## [Saved entries]

==*==

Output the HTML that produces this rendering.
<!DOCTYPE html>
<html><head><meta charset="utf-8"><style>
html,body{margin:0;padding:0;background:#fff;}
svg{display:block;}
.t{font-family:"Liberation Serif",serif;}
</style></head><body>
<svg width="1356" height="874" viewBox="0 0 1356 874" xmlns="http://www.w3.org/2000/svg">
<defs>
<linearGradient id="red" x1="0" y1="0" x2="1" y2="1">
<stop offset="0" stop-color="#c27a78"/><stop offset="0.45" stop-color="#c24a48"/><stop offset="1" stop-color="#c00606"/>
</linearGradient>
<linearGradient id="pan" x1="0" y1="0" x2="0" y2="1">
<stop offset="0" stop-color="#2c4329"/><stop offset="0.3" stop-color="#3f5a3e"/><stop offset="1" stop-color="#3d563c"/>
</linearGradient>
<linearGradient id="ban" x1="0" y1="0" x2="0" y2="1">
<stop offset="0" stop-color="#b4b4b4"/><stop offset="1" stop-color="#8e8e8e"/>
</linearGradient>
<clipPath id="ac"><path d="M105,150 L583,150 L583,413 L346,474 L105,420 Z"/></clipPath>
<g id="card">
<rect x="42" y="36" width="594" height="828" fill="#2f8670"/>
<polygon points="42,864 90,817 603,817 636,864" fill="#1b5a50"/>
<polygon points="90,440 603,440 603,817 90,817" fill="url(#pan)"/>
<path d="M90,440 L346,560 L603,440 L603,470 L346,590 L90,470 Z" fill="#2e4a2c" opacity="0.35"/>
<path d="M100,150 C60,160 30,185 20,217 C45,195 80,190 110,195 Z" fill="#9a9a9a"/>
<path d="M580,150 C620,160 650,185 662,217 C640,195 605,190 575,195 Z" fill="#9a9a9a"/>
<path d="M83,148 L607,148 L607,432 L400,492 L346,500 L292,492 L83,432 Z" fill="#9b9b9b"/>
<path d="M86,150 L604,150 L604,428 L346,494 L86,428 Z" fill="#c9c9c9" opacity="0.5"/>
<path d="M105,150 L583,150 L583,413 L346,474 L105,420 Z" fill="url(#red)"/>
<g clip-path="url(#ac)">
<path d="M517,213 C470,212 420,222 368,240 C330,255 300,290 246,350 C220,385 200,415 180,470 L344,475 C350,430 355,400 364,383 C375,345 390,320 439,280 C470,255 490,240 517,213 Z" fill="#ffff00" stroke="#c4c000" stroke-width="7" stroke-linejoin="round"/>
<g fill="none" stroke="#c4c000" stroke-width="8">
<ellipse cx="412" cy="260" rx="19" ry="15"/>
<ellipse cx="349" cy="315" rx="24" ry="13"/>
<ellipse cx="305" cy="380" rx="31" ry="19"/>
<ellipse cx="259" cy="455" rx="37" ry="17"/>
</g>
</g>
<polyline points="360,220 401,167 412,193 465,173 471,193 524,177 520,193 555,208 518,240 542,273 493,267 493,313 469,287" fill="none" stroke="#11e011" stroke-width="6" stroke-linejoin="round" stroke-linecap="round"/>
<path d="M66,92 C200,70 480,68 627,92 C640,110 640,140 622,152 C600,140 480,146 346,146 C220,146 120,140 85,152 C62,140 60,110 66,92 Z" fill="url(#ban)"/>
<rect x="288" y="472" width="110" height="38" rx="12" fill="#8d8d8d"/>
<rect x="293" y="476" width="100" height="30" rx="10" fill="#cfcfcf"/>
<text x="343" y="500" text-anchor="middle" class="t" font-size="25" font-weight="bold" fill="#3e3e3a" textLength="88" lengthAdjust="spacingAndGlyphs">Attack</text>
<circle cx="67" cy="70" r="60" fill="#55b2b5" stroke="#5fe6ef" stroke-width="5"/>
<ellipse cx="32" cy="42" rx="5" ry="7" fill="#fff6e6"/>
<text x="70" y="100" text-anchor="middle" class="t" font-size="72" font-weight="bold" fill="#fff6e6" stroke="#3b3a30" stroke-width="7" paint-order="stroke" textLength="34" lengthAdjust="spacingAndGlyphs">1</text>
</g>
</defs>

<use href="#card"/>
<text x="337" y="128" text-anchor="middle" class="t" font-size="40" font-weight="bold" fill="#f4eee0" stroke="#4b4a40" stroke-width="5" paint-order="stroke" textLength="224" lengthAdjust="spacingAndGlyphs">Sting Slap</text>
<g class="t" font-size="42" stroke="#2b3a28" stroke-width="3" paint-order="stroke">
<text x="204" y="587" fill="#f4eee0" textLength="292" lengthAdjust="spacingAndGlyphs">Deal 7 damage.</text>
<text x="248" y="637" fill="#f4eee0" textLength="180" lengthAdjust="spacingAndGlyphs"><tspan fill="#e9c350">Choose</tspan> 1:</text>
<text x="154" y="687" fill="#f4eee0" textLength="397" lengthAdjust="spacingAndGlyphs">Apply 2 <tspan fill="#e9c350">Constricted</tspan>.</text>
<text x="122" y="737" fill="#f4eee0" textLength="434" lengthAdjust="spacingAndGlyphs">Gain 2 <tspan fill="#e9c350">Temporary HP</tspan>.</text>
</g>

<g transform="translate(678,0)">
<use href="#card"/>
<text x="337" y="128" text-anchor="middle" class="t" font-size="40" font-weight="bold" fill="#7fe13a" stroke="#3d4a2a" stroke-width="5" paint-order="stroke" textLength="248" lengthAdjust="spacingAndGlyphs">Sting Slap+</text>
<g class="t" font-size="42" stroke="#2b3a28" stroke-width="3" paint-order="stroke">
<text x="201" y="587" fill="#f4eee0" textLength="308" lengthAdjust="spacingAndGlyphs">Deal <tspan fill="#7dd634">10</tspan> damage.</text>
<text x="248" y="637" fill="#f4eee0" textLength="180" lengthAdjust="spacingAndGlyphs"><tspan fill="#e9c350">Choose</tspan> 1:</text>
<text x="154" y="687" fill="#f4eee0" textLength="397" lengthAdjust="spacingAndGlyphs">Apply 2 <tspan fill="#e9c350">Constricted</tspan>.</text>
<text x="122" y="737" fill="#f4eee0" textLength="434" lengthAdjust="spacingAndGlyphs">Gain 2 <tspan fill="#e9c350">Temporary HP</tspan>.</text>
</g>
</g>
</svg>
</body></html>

==*==

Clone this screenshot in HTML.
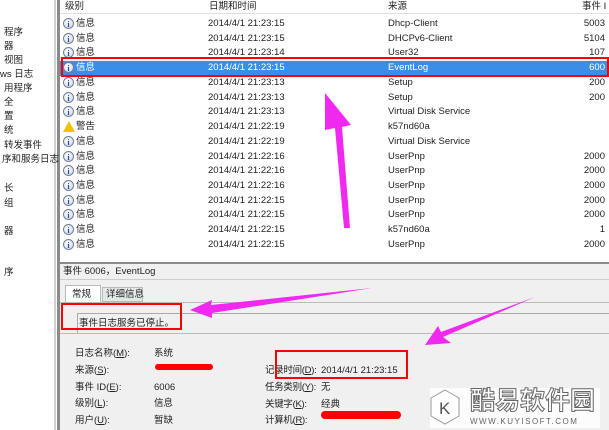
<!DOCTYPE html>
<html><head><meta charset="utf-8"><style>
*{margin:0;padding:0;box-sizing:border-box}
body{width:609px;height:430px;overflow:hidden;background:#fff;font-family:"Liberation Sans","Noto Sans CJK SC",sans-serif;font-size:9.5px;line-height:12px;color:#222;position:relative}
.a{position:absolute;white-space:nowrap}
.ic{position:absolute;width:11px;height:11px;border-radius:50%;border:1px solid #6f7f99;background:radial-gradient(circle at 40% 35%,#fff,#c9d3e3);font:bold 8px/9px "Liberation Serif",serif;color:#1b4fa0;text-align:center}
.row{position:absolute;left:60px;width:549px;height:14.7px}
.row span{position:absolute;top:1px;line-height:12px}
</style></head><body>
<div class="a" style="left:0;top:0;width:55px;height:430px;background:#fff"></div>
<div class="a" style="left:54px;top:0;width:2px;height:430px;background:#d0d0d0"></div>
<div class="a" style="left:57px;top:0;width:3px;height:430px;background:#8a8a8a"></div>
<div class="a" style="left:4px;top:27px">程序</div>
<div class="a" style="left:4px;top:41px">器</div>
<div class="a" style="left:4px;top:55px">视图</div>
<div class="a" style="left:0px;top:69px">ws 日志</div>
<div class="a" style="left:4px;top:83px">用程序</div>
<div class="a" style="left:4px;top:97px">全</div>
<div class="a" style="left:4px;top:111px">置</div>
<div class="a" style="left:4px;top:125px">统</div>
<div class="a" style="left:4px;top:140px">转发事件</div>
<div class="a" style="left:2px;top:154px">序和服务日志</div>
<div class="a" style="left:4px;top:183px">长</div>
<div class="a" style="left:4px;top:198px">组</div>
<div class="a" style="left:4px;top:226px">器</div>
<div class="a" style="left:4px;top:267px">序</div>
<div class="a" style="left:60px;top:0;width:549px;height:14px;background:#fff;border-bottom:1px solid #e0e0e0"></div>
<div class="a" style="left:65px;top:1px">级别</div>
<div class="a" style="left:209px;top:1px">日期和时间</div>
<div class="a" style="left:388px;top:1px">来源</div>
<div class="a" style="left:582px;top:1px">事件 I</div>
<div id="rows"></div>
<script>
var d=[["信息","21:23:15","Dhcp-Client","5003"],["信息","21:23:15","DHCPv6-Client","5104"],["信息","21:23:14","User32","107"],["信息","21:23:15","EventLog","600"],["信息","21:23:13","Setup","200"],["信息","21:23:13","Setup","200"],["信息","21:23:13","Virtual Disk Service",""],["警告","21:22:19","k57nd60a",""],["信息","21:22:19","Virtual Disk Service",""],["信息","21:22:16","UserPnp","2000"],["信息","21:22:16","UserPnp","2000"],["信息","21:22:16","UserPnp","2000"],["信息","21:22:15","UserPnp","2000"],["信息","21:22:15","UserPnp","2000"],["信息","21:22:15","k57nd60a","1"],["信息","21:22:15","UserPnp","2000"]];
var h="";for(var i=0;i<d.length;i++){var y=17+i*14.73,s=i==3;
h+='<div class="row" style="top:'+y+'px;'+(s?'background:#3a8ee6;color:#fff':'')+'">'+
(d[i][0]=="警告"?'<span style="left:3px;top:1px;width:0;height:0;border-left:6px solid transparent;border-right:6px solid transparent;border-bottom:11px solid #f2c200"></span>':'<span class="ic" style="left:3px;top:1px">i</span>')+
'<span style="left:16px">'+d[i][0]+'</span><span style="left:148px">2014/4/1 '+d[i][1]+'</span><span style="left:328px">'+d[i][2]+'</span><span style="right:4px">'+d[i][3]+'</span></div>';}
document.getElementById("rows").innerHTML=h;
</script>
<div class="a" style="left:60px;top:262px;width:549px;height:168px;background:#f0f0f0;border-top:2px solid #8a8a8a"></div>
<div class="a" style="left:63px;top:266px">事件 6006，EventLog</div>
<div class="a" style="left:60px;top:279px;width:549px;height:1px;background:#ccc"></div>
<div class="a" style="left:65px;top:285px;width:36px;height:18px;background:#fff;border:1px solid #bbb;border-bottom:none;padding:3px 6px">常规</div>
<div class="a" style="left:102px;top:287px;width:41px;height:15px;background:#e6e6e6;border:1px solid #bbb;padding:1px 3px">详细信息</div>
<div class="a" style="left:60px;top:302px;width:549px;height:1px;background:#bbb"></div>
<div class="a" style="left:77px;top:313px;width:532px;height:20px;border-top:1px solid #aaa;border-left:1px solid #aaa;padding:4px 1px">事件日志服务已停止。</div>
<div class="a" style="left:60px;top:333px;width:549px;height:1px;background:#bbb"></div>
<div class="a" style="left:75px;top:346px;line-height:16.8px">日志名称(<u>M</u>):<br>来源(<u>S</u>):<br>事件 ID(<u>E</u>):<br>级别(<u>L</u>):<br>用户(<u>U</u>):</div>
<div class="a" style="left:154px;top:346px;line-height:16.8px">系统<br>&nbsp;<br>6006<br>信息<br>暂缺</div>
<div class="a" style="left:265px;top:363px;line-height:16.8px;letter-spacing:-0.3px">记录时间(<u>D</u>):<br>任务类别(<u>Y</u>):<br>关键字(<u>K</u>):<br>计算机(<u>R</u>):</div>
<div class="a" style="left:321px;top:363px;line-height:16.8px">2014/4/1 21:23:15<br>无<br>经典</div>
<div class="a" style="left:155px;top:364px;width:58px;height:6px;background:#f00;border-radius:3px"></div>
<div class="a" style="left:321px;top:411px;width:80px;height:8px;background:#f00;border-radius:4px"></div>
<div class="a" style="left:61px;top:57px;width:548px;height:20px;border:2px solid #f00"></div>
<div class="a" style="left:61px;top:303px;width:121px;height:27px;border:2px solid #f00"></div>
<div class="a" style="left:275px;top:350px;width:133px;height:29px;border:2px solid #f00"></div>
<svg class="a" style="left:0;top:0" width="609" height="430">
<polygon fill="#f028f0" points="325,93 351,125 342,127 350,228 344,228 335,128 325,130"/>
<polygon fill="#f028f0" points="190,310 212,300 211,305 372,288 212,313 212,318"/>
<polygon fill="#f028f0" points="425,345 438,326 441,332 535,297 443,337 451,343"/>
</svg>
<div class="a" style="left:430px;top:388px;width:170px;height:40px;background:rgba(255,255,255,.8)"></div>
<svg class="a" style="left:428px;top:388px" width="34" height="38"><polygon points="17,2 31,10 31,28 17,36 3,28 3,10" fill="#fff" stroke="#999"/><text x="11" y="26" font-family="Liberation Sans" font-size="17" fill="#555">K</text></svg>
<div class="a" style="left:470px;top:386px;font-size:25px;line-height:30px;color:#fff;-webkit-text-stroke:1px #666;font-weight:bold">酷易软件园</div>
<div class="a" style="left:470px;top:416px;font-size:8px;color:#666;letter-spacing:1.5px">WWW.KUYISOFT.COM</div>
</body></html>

==*==

## [Goal]
Copy each line above where the string "this" occurs.

## [Result]
Output the HTML that produces this rendering.
Clone this screenshot in HTML.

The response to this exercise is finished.